Now, I promised you some talk about sex. What I’m curious about is, why is the novel so overtly sexual? You could say that most modern (small m) work is very sexual, since sex has lost a lot of its taboo nature in our society, but a show like Sex and the City is much more concerned with portraying realism than GR is. It’s entirely possible that Pynchon is throwing in so much sex purely because sex is a part of life. I think personally that he’s playing off the mythos of the American Hero, the John Wayne or the Indiana Jones, or even James Bond (though technically British, he’s become an American fantasy). Scoring chicks is all part of that rougish Western Male image. This only explains why Slothrop gets so much slap-and-giggle, though. What other reasons could there be (besides a raw desire to offend on Pynchon’s part) for all the graphic sex?
Lastly, Plastic Man.
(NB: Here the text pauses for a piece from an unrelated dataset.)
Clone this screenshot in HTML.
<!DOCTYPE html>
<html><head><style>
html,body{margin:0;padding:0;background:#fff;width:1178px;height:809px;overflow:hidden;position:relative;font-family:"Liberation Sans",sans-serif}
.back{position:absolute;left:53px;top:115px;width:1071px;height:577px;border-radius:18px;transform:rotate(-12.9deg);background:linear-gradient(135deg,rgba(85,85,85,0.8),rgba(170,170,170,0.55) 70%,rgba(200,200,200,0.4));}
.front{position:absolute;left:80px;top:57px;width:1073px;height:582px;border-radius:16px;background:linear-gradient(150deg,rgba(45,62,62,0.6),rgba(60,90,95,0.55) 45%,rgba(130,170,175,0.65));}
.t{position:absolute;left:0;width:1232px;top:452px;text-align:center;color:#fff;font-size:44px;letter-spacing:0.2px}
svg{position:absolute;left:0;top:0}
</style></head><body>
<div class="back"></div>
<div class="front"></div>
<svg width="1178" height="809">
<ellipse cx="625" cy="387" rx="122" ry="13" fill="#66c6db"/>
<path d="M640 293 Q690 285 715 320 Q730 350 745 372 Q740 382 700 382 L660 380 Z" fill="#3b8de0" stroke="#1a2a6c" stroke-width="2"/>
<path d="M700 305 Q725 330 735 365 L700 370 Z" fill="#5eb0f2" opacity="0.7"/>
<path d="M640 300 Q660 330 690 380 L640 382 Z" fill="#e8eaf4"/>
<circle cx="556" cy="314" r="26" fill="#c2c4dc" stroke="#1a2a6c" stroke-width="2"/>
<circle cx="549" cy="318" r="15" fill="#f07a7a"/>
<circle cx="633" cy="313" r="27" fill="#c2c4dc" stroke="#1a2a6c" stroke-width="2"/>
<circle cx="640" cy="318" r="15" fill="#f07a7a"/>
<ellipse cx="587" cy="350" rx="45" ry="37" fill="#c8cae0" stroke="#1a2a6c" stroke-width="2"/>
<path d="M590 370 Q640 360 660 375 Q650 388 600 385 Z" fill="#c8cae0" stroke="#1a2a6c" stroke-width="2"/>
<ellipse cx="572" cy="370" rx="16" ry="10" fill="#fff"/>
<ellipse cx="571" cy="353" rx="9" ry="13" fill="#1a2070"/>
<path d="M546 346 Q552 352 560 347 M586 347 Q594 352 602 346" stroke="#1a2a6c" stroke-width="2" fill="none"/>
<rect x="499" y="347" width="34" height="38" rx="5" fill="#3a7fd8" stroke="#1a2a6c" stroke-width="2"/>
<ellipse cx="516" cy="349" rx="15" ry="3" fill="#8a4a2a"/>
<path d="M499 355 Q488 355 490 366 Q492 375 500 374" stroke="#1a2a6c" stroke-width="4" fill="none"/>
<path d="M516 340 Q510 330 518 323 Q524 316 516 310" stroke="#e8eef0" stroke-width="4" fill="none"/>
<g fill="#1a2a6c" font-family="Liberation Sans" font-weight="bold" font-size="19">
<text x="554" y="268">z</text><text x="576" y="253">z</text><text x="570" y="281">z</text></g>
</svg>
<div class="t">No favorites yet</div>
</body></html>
On page 206, Slothrop is reading a Plastic Man comic book. The superhero phenomenon, particularly in the WWII era, makes perfect sense when linked to Slothrop’s status as The American. “Good guys vs. bad guys” and “might makes right” are very much tied into the American consciousness (just listen to W. talk about the war sometime). But if Pynchon just wanted a superhero, he could have used Superman. Plastic Man is a weird choice because… well, he’s weird. No, seriously, he’s weird. Plastic Man is fucking weird. I point this out to show how much control Pynchon has over every detail in this novel; even the smallest props are appropriately bizarre.
Oh, and when I read That Scene, I had a short bout of dry heaves. Actually, I think I might have thrown up in my mouth a little. Thanks, Scott!